"It’s too dangerous for you in your country. For your safety, you decide that you must leave behind everything you know and head to the U.S. You aren’t certain you will be able to get there. You’re even less certain you’ll be allowed to stay."
"How long can you last before you give up?"
These are the opening lines of a new game called 'Waiting Game' which "simulates the experience of trying to seek asylum in the United States" designed to give users a perspective of the long, arduous journey which the asylum seekers undertake to reach a safe haven, and still the challenges for them are far from over.
The project launched by ProPublica, a U.S. based investigative journalism website, along with the NPR-affiliated New York City-based radio channel, WNYC, and Playmatics, is based on the case files of five asylum seekers from around the world, who sought asylum with the U.S. on different grounds, based on race, religion, nationality, affiliation to a particular social group, and facing persecution for voicing political opinion.

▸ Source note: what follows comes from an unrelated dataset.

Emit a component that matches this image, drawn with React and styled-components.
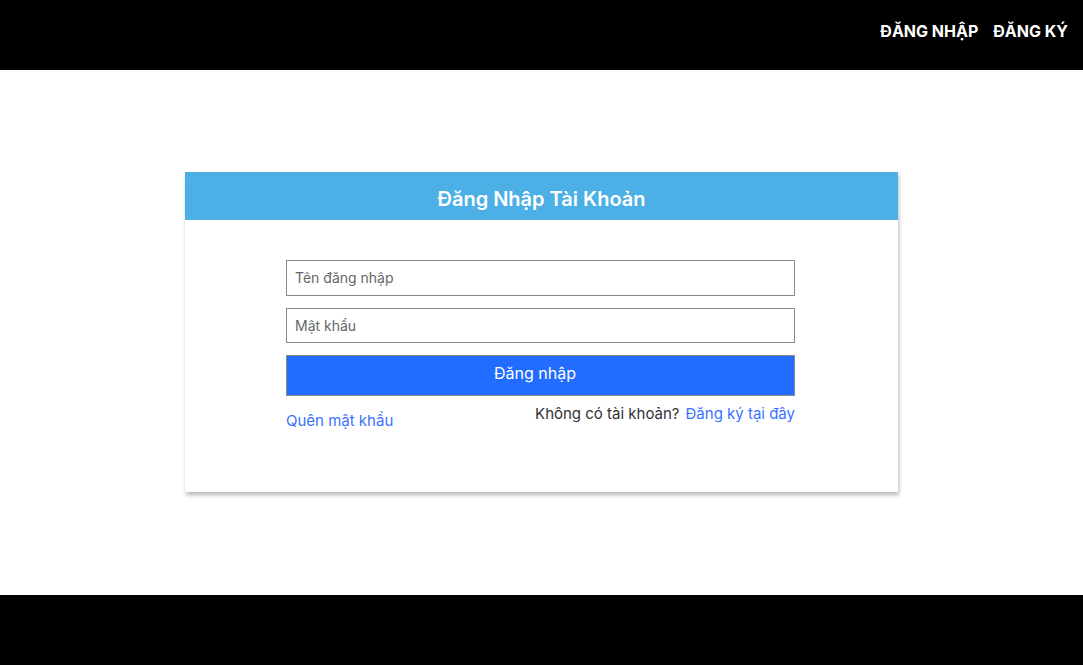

The game entails "years-long wait lists, bewildering legal arguments, an extended stay in detention," the game's website noted. "Follow the path of immigrants fleeing violence or persecution, and get a glimpse into the complicated, evolving system designed to grant them refuge in the United States."
The interactive portal's storyline branches out to follow the lives of five people, whose names were not revealed to protect their identities. The five people from varying backgrounds, are "an ethnically Tibetan man facing discrimination in Nepal," "a man who married outside his religion in Bangladesh," "an Ethiopian deported to Eritrea because of his nationality," "a domestic violence survivor in El Salvador, " "A student protester in the Democratic Republic of Congo."
The overarching narrative charts the journey of these asylum-seekers not only facing challenges while in their home countries, but also an uncertain future in the U.S. despite having being granted asylum.
ProPublica spoke with "over 20 experts and stakeholders who study and work in the asylum system, including lawyers, immigration judges, historians, policy experts, an asylum officer, a former border patrol agent and a former ICE prosecutor," the organization's website noted.
"In any system, of course, there are going to be some bad actors and some weaknesses people seek to exploit," Doris Meissner, the former commissioner of the U.S. Immigration and Naturalization Service from 1993 to 2000, said, according to Pro Publica.